Introduction to machine learning problem framing

2024-10-22

Introduction to Machine Learning Problem Framing is a course provided by Google. It teaches you how to determine if machine learning (ML) is a good approach for a problem and explains how to outline an ML solution.

developers.google.com/machine-learning/problem-framing

Objectives

Identify if ML is a good solution for a problem.
Learn how to frame an ML problem.
Understand how to pick the right model and define success metrics.

Problem framing

Problem framing is the process of analyzing a problem to isolate the individual elements that need to be addressed to solve it. Problem framing helps determine your project’s technical feasibility and provides a clear set of goals and success criteria.

At a high level, ML problem framing consists of two distinct steps:

Determining whether ML is the right approach for solving a problem.
Framing the problem in ML terms.

Understand the problem

To understand the problem, perform the following tasks:

State the goal for the product you are developing or refactoring.
Determine whether the goal is best solved using predictive ML, generative AI, or a non-ML solution.
Verify you have the data required to train a model if you’re using a predictive ML approach.

State the goal

“What am I trying to accomplish?”

Examples:

Weather app: Calculate precipitation in six-hour increments for a geographic region.
Fashion app: Generate a variety of shirt designs.
Video app: Recommend useful videos.
Mail app: Detect spam.
Financial app: Summarize financial information from multiple news sources.
Map app: Calculate travel time.
Banking app: Identify fraudulent transactions.
Dining app: Identify cuisine by a restaurant’s menu.
Ecommerce app: Reply to reviews with helpful answers.

Clear use case for ML

You don’t want to implement a complex ML solution when a simpler non-ML solution will work. (But see Schillace laws)

Predictive ML and data

To make good predictions, you need data that contains features with predictive power.
Determining which features have predictive power can be a time consuming process. You can automate finding a feature’s predictive power by using algorithms such as Pearson correlation coefficient, Adjusted mutual information (AMI), and Shapley value, which provide a numerical assessment for analyzing the predictive power of a feature.

Framing an ML problem

You frame a problem in ML terms by completing the following tasks:

Define the ideal outcome and the model’s goal.
Identify the model’s output.
Define success metrics.

Ideal outcome and model’s goal

Weather app
- Ideal outcome: Calculate precipitation in six hour increments for a geographic region.
- Model’s goal: Predict six-hour precipitation amounts for specific geographic regions.
Fashion app
- Ideal outcome: Generate a variety of shirt designs.
- Model’s goal: Generate three varieties of a shirt design from text and an image, where the text states the style and color and the image is the type of shirt (t-shirt, button-up, polo).
Video app
- Ideal outcome: Recommend useful videos.
- Model’s goal: Predict whether a user will click on a video.
Mail app
- Ideal outcome: Detect spam.
- Model’s goal: Predict whether or not an email is spam.
Financial app
- Ideal outcome: Summarize financial information from multiple news sources.
- Model’s goal: Generate 50-word summaries of the major financial trends from the previous seven days.
Map app
- Ideal outcome: Calculate travel time.
- Model’s goal: Predict how long it will take to travel between two points.
Banking app
- Ideal outcome: Identify fraudulent transactions.
- Model’s goal: Predict if a transaction was made by the card holder.
Dining app
- Ideal outcome: Identify cuisine by a restaurant’s menu.
- Model’s goal: Predict the type of restaurant.
Ecommerce app
- Ideal outcome: Generate customer support replies about the company’s products.
- Model’s goal: Generate replies using sentiment analysis and the organization’s knowledge base.

The model’s output

“What type of output do I need to solve my problem?”

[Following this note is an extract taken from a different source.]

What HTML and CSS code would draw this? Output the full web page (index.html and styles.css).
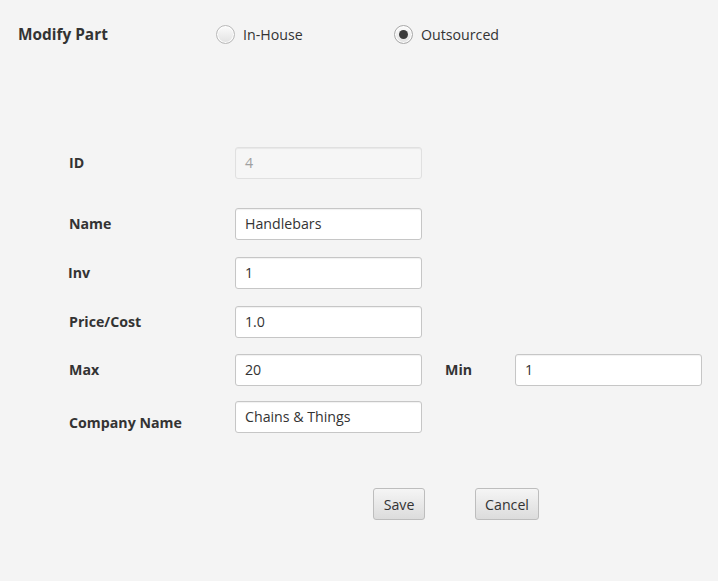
FILE: index.html
```html
<!DOCTYPE html>
<html>
<head>
<meta charset="utf-8">
<link rel="stylesheet" href="styles.css">
</head>
<body>
<div class="page">
  <div class="header">
    <div class="title">Modify Part</div>
    <label class="radio radio-first"><span class="dot"></span><span class="rlabel">In-House</span></label>
    <label class="radio radio-second"><span class="dot checked"></span><span class="rlabel">Outsourced</span></label>
  </div>
  <div class="form">
    <div class="row row-id">
      <div class="label">ID</div>
      <div class="field disabled">4</div>
    </div>
    <div class="row row-name">
      <div class="label">Name</div>
      <div class="field">Handlebars</div>
    </div>
    <div class="row row-inv">
      <div class="label label-inv">Inv</div>
      <div class="field">1</div>
    </div>
    <div class="row row-price">
      <div class="label">Price/Cost</div>
      <div class="field">1.0</div>
    </div>
    <div class="row row-max">
      <div class="label">Max</div>
      <div class="field">20</div>
      <div class="label label-min">Min</div>
      <div class="field">1</div>
    </div>
    <div class="row row-company">
      <div class="label label-company">Company Name</div>
      <div class="field">Chains &amp; Things</div>
    </div>
  </div>
  <div class="buttons">
    <button class="btn btn-save">Save</button>
    <button class="btn btn-cancel">Cancel</button>
  </div>
</div>
</body>
</html>
```
FILE: styles.css
```css
html, body {
  margin: 0;
  padding: 0;
  background: #f4f4f4;
}
body {
  font-family: "Open Sans", "Noto Sans", sans-serif;
  font-size: 14px;
  color: #333;
  width: 718px;
  height: 581px;
  overflow: hidden;
}
.page {
  display: flex;
  flex-direction: column;
}
.header {
  display: flex;
  align-items: center;
  height: 20px;
  margin-top: 24px;
  padding-left: 18px;
}
.title {
  font-weight: bold;
  font-size: 15.4px;
  width: 198px;
}
.radio {
  display: flex;
  align-items: center;
}
.radio-first {
  width: 178px;
}
.dot {
  width: 17px;
  height: 17px;
  border-radius: 50%;
  border: 1px solid #b9b9b9;
  background: linear-gradient(#fbfbfb, #e2e2e2);
  box-shadow: inset 0 0 0 1px #fdfdfd;
  display: flex;
  align-items: center;
  justify-content: center;
  margin-right: 8px;
}
.dot.checked {
  border-color: #a8a8a8;
}
.dot.checked::after {
  content: "";
  width: 9px;
  height: 9px;
  border-radius: 50%;
  background: #3c3c3c;
}
.rlabel {
  font-size: 14.2px;
  color: #333;
}
.form {
  display: flex;
  flex-direction: column;
  padding-left: 69px;
  margin-top: 103px;
}
.row {
  display: flex;
  align-items: center;
  height: 31px;
}
.row-name { margin-top: 30px; }
.row-inv { margin-top: 18px; }
.row-price { margin-top: 18px; }
.row-max { margin-top: 17px; }
.row-company { margin-top: 16px; }
.label {
  width: 166px;
  font-weight: bold;
  font-size: 14.2px;
  color: #333;
}
.label-inv { margin-left: -1px; width: 167px; }
.label-min { width: 70px; margin-left: 23px; }
.label-company { position: relative; top: 6px; }
.field {
  box-sizing: border-box;
  width: 187px;
  height: 32px;
  border: 1px solid #c6c6c6;
  border-radius: 3px;
  background: #fff;
  box-shadow: inset 0 1px 1px rgba(0,0,0,0.06);
  padding-left: 9px;
  display: flex;
  align-items: center;
  font-size: 14.2px;
  color: #333;
}
.field.disabled {
  background: #f6f6f6;
  border-color: #e0e0e0;
  color: #a0a0a0;
}
.buttons {
  display: flex;
  margin-top: 56px;
  padding-left: 373px;
}
.btn {
  box-sizing: border-box;
  height: 32px;
  border: 1px solid #bdbdbd;
  border-radius: 3px;
  background: linear-gradient(#f5f5f5, #dcdcdc);
  font-family: "Open Sans", "Noto Sans", sans-serif;
  font-size: 14.2px;
  color: #333;
  padding: 0;
}
.btn-save { width: 52px; }
.btn-cancel { width: 64px; margin-left: 50px; }
```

“Classify an email as spam or not spam.” (Classification model)
“Predict the number of views a video will get.” (Regression model)
“Summarize an article.” (Generative AI)

Define the success metrics

Success metrics define what you care about, like engagement or helping users take appropriate action, such as watching videos that they’ll find useful.

Success metrics differ from the model’s evaluation metrics, like accuracy, precision, recall, or AUC.

Example for the weather app:

Success: Users open the “Will it rain?” feature 50 percent more often than they did before.
Failure: Users open the “Will it rain?” feature no more often than before.

Implementing a model

Train your own model versus using an already trained model

Monitoring

Summary

Framing a problem in terms of ML is a two-step process:

Verify that ML is a good approach by doing the following:
- Understand the problem.
- Identify a clear use case.
- Understand the data.
Frame the problem in ML terms by doing the following:
- Define the ideal outcome and the model’s goal.
- Identify the model’s output.
- Define success metrics.